## EXERCISE REQUIREMENTS
Below are records. Count every line containing the word "this" and give the number alone.
◆ ◆ ◆ ◆ ◆ ◆ ◆
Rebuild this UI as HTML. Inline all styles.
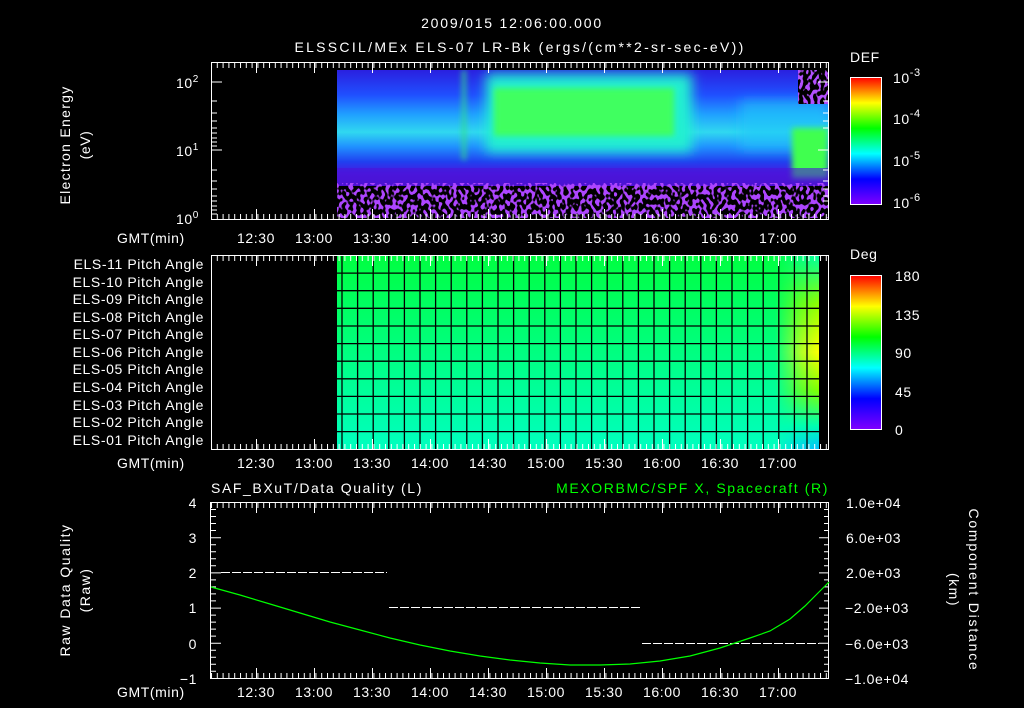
<!DOCTYPE html>
<html><head><meta charset="utf-8"><style>
html,body{margin:0;padding:0;background:#000;width:1024px;height:708px;overflow:hidden}
svg{display:block}
text{font-family:"Liberation Sans",sans-serif;fill:#fff;font-size:14px;letter-spacing:0.6px}
</style></head><body>
<svg width="1024" height="708" viewBox="0 0 1024 708" xmlns="http://www.w3.org/2000/svg">
<defs>
<pattern id="tk" patternUnits="userSpaceOnUse" x="211" y="0" width="5.8" height="10"><rect x="0" y="0" width="1" height="10" fill="#fff"/></pattern>
<pattern id="tkM" patternUnits="userSpaceOnUse" x="256" y="0" width="58" height="20"><rect x="0" y="0" width="1" height="20" fill="#fff"/></pattern>
<linearGradient id="spec" x1="0" y1="0" x2="0" y2="1">
<stop offset="0" stop-color="#2a20e0"/><stop offset="0.17" stop-color="#2050ff"/><stop offset="0.3" stop-color="#20a0ff"/><stop offset="0.42" stop-color="#30d8f0"/><stop offset="0.52" stop-color="#2090ff"/><stop offset="0.62" stop-color="#2040f0"/><stop offset="0.7" stop-color="#4a18e0"/><stop offset="0.78" stop-color="#5010c8"/><stop offset="1" stop-color="#1c0050"/>
</linearGradient>
<linearGradient id="cbTop" x1="0" y1="1" x2="0" y2="0">
<stop offset="0" stop-color="#8000ff"/><stop offset="0.2" stop-color="#0000ff"/><stop offset="0.4" stop-color="#00ffff"/><stop offset="0.6" stop-color="#00ff00"/><stop offset="0.8" stop-color="#ffff00"/><stop offset="1" stop-color="#ff0000"/>
</linearGradient>
<linearGradient id="pa" x1="0" y1="0" x2="0" y2="1"><stop offset="0" stop-color="#00ff40"/><stop offset="1" stop-color="#00ffc0"/></linearGradient>
<linearGradient id="paR" x1="0" y1="0" x2="0" y2="1"><stop offset="0" stop-color="#00ffa0"/><stop offset="0.25" stop-color="#90ff00"/><stop offset="0.5" stop-color="#ffff00"/><stop offset="0.7" stop-color="#80ff00"/><stop offset="0.88" stop-color="#00ffb0"/><stop offset="1" stop-color="#00c0ff"/></linearGradient>
<linearGradient id="fadeH" x1="0" y1="0" x2="1" y2="0"><stop offset="0" stop-color="#fff" stop-opacity="0"/><stop offset="0.6" stop-color="#fff" stop-opacity="0.7"/><stop offset="1" stop-color="#fff" stop-opacity="1"/></linearGradient>
<mask id="mH"><rect x="775" y="255" width="44" height="194" fill="url(#fadeH)"/></mask>
<clipPath id="cs"><rect x="337" y="70" width="491" height="148"/></clipPath>
<filter id="bl" filterUnits="userSpaceOnUse" x="300" y="40" width="600" height="220"><feGaussianBlur stdDeviation="6"/></filter>
<filter id="bl2" filterUnits="userSpaceOnUse" x="300" y="40" width="600" height="220"><feGaussianBlur stdDeviation="3"/></filter>
<filter id="sp" filterUnits="userSpaceOnUse" x="337" y="183" width="491" height="35">
<feTurbulence type="fractalNoise" baseFrequency="0.28 0.2" numOctaves="1" seed="7"/>
<feColorMatrix type="matrix" values="0 0 0 0 0.42  0 0 0 0 0.06  0 0 0 0 1  14 0 0 0 -6.9"/>
</filter>
<filter id="sp2" filterUnits="userSpaceOnUse" x="798" y="70" width="30" height="34">
<feTurbulence type="fractalNoise" baseFrequency="0.28 0.2" numOctaves="1" seed="3"/>
<feColorMatrix type="matrix" values="0 0 0 0 0.45  0 0 0 0 0.08  0 0 0 0 1  14 0 0 0 -7.0"/>
</filter>
</defs>

<text x="512" y="28" text-anchor="middle" font-size="16" style="letter-spacing:1.8px">2009/015 12:06:00.000</text>
<text x="520" y="52" text-anchor="middle" font-size="16" style="letter-spacing:2.3px">ELSSCIL/MEx ELS-07 LR-Bk  (ergs/(cm**2-sr-sec-eV))</text>

<!-- top spectrogram -->
<g clip-path="url(#cs)">
<rect x="337" y="70" width="491" height="148" fill="url(#spec)"/>
<g filter="url(#bl)">
<rect x="486" y="74" width="206" height="78" fill="#20f0d0"/>
<rect x="740" y="100" width="88" height="50" fill="#20c8f8" opacity="0.6"/>
</g>
<g filter="url(#bl2)">
<rect x="494" y="88" width="180" height="48" fill="#40ff60"/>
<rect x="462" y="70" width="4" height="90" fill="#30e080" opacity="0.8"/>
<rect x="792" y="128" width="36" height="50" fill="#40ff50"/>
</g>
<rect x="798" y="70" width="30" height="34" fill="#000"/>
<rect x="798" y="70" width="30" height="34" filter="url(#sp2)"/>
<rect x="337" y="168" width="491" height="18" fill="#4a14d8" opacity="0.6"/>
<rect x="337" y="186" width="491" height="32" fill="#000"/>
<rect x="337" y="183" width="491" height="35" filter="url(#sp)"/>
</g>
<!-- top frame -->
<rect x="211.5" y="62.5" width="617" height="157" fill="none" stroke="#fff"/>
<rect x="211" y="63" width="618" height="5" fill="url(#tk)"/>
<rect x="211" y="63" width="618" height="10" fill="url(#tkM)"/>
<rect x="211" y="214" width="618" height="5" fill="url(#tk)"/>
<rect x="211" y="209" width="618" height="10" fill="url(#tkM)"/>
<g stroke="#fff"><path d="M212 82h10M212 150h10M212 101h5M212 113h5M212 121h5M212 128h5M212 133h5M212 138h5M212 142h5M212 146h5M212 170h5M212 181h5M212 189h5M212 196h5M212 201h5M212 206h5M212 210h5M212 214h5M818 82h10M818 150h10M823 101h5M823 113h5M823 121h5M823 128h5M823 170h5M823 181h5M823 189h5M823 196h5M823 201h5"/></g>
<text x="176" y="88" font-size="15">10<tspan font-size="10" dy="-6">2</tspan></text>
<text x="176" y="156" font-size="15">10<tspan font-size="10" dy="-6">1</tspan></text>
<text x="176" y="224" font-size="15">10<tspan font-size="10" dy="-6">0</tspan></text>
<text transform="translate(70,145) rotate(-90)" text-anchor="middle" style="letter-spacing:1.3px">Electron Energy</text>
<text transform="translate(90,145) rotate(-90)" text-anchor="middle">(eV)</text>
<text x="850" y="62" font-size="18">DEF</text>
<rect x="850.5" y="77.5" width="31" height="127" fill="url(#cbTop)" stroke="#fff"/>
<text x="893" y="83" font-size="17">10<tspan font-size="11" dy="-7">-3</tspan></text>
<text x="893" y="124" font-size="17">10<tspan font-size="11" dy="-7">-4</tspan></text>
<text x="893" y="166" font-size="17">10<tspan font-size="11" dy="-7">-5</tspan></text>
<text x="893" y="208" font-size="17">10<tspan font-size="11" dy="-7">-6</tspan></text>
<g font-size="14" style="letter-spacing:1px">
<text x="117" y="243">GMT(min)</text>
<text x="256" y="243" text-anchor="middle">12:30</text><text x="314" y="243" text-anchor="middle">13:00</text><text x="372" y="243" text-anchor="middle">13:30</text><text x="430" y="243" text-anchor="middle">14:00</text><text x="488" y="243" text-anchor="middle">14:30</text><text x="546" y="243" text-anchor="middle">15:00</text><text x="604" y="243" text-anchor="middle">15:30</text><text x="662" y="243" text-anchor="middle">16:00</text><text x="720" y="243" text-anchor="middle">16:30</text><text x="778" y="243" text-anchor="middle">17:00</text>
</g>

<!-- middle panel -->
<rect x="337" y="255" width="482" height="194" fill="url(#pa)"/>
<rect x="775" y="255" width="44" height="194" fill="url(#paR)" mask="url(#mH)"/>
<g stroke="#000" stroke-width="1.3">
<path d="M337 273.1H819M337 290.7H819M337 308.3H819M337 326H819M337 343.6H819M337 361.2H819M337 378.8H819M337 396.4H819M337 414H819M337 431.6H819"/>
<path d="M342 255V449M357.6 255V449M373.2 255V449M388.8 255V449M404.4 255V449M420 255V449M435.6 255V449M451.2 255V449M466.8 255V449M482.4 255V449M498 255V449M513.6 255V449M529.2 255V449M544.8 255V449M560.4 255V449M576 255V449M591.6 255V449M607.2 255V449M622.8 255V449M638.4 255V449M654 255V449M669.6 255V449M685.2 255V449M700.8 255V449M716.4 255V449M732 255V449M747.6 255V449M763.2 255V449M778.8 255V449M794.4 255V449M807 255V449"/>
</g>
<rect x="211.5" y="255.5" width="617" height="194" fill="none" stroke="#fff"/>
<rect x="211" y="256" width="618" height="5" fill="url(#tk)"/>
<rect x="211" y="256" width="618" height="10" fill="url(#tkM)"/>
<rect x="211" y="444" width="618" height="5" fill="url(#tk)"/>
<rect x="211" y="439" width="618" height="10" fill="url(#tkM)"/>
<g text-anchor="end" font-size="13" style="letter-spacing:1.3px">
<text x="204" y="269">ELS-11 Pitch Angle</text><text x="204" y="287">ELS-10 Pitch Angle</text><text x="204" y="304">ELS-09 Pitch Angle</text><text x="204" y="322">ELS-08 Pitch Angle</text><text x="204" y="339">ELS-07 Pitch Angle</text><text x="204" y="357">ELS-06 Pitch Angle</text><text x="204" y="374">ELS-05 Pitch Angle</text><text x="204" y="392">ELS-04 Pitch Angle</text><text x="204" y="410">ELS-03 Pitch Angle</text><text x="204" y="427">ELS-02 Pitch Angle</text><text x="204" y="445">ELS-01 Pitch Angle</text>
</g>
<text x="850" y="259" font-size="18">Deg</text>
<rect x="850.5" y="275.5" width="31" height="154" fill="url(#cbTop)" stroke="#fff"/>
<g font-size="17"><text x="895" y="281">180</text><text x="895" y="320">135</text><text x="895" y="358">90</text><text x="895" y="397">45</text><text x="895" y="435">0</text></g>
<g font-size="14" style="letter-spacing:1px">
<text x="117" y="468">GMT(min)</text>
<text x="256" y="468" text-anchor="middle">12:30</text><text x="314" y="468" text-anchor="middle">13:00</text><text x="372" y="468" text-anchor="middle">13:30</text><text x="430" y="468" text-anchor="middle">14:00</text><text x="488" y="468" text-anchor="middle">14:30</text><text x="546" y="468" text-anchor="middle">15:00</text><text x="604" y="468" text-anchor="middle">15:30</text><text x="662" y="468" text-anchor="middle">16:00</text><text x="720" y="468" text-anchor="middle">16:30</text><text x="778" y="468" text-anchor="middle">17:00</text>
</g>

<!-- bottom panel -->
<text x="211" y="493" font-size="16" style="letter-spacing:1.6px">SAF_BXuT/Data Quality (L)</text>
<text x="829" y="493" font-size="16" text-anchor="end" style="fill:#00ff00;letter-spacing:1.6px">MEXORBMC/SPF X, Spacecraft (R)</text>
<rect x="210.5" y="502.5" width="618" height="176" fill="none" stroke="#fff"/>
<rect x="211" y="503" width="618" height="5" fill="url(#tk)"/>
<rect x="211" y="503" width="618" height="10" fill="url(#tkM)"/>
<rect x="211" y="673" width="618" height="5" fill="url(#tk)"/>
<rect x="211" y="668" width="618" height="10" fill="url(#tkM)"/>
<g stroke="#fff"><path d="M211 537.7h10M211 572.9h10M211 608.1h10M211 643.3h10M211 509.5h5M211 516.5h5M211 523.5h5M211 530.5h5M211 544.7h5M211 551.7h5M211 558.7h5M211 565.7h5M211 579.9h5M211 586.9h5M211 593.9h5M211 600.9h5M211 615.1h5M211 622.1h5M211 629.1h5M211 636.1h5M211 650.3h5M211 657.3h5M211 664.3h5M211 671.3h5M819 537.7h10M819 572.9h10M819 608.1h10M819 643.3h10M824 509.5h5M824 516.5h5M824 523.5h5M824 530.5h5M824 544.7h5M824 551.7h5M824 558.7h5M824 565.7h5M824 579.9h5M824 586.9h5M824 593.9h5M824 600.9h5M824 615.1h5M824 622.1h5M824 629.1h5M824 636.1h5M824 650.3h5M824 657.3h5M824 664.3h5M824 671.3h5"/></g>
<g stroke="#fff" stroke-dasharray="9,2" stroke-width="1"><path d="M221 572.5H387M389 607.5H640M642 643.5H819"/></g>
<polyline fill="none" stroke="#00ff00" stroke-width="1.2" points="211,587 240,595 270,604 300,613 330,622 360,630 390,638 420,645 450,651 480,656 510,660 540,663 570,665 600,665 630,664 660,661 690,656 720,648 750,638 770,631 790,619 805,606 818,593 829,582"/>
<g font-size="15" text-anchor="end"><text x="197" y="508">4</text><text x="197" y="543">3</text><text x="197" y="578">2</text><text x="197" y="613">1</text><text x="197" y="649">0</text><text x="197" y="684">−1</text></g>
<g font-size="14" style="letter-spacing:0.4px"><text x="846" y="508">1.0e+04</text><text x="846" y="543">6.0e+03</text><text x="846" y="578">2.0e+03</text><text x="845" y="613">−2.0e+03</text><text x="845" y="649">−6.0e+03</text><text x="845" y="684">−1.0e+04</text></g>
<text transform="translate(70,590) rotate(-90)" text-anchor="middle" style="letter-spacing:1.5px">Raw Data Quality</text>
<text transform="translate(90,590) rotate(-90)" text-anchor="middle" style="letter-spacing:1.5px">(Raw)</text>
<text transform="translate(969,590) rotate(90)" text-anchor="middle" style="letter-spacing:1.8px">Component Distance</text>
<text transform="translate(949,590) rotate(90)" text-anchor="middle" style="letter-spacing:1.5px">(km)</text>
<g font-size="14" style="letter-spacing:1px">
<text x="117" y="697">GMT(min)</text>
<text x="256" y="697" text-anchor="middle">12:30</text><text x="314" y="697" text-anchor="middle">13:00</text><text x="372" y="697" text-anchor="middle">13:30</text><text x="430" y="697" text-anchor="middle">14:00</text><text x="488" y="697" text-anchor="middle">14:30</text><text x="546" y="697" text-anchor="middle">15:00</text><text x="604" y="697" text-anchor="middle">15:30</text><text x="662" y="697" text-anchor="middle">16:00</text><text x="720" y="697" text-anchor="middle">16:30</text><text x="778" y="697" text-anchor="middle">17:00</text>
</g>
</svg>
</body></html>
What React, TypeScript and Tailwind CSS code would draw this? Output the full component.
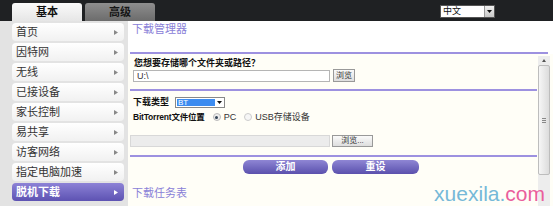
◆ ◆ ◆ ◆ ◆ ◆ ◆
## WRITTEN ANSWER
2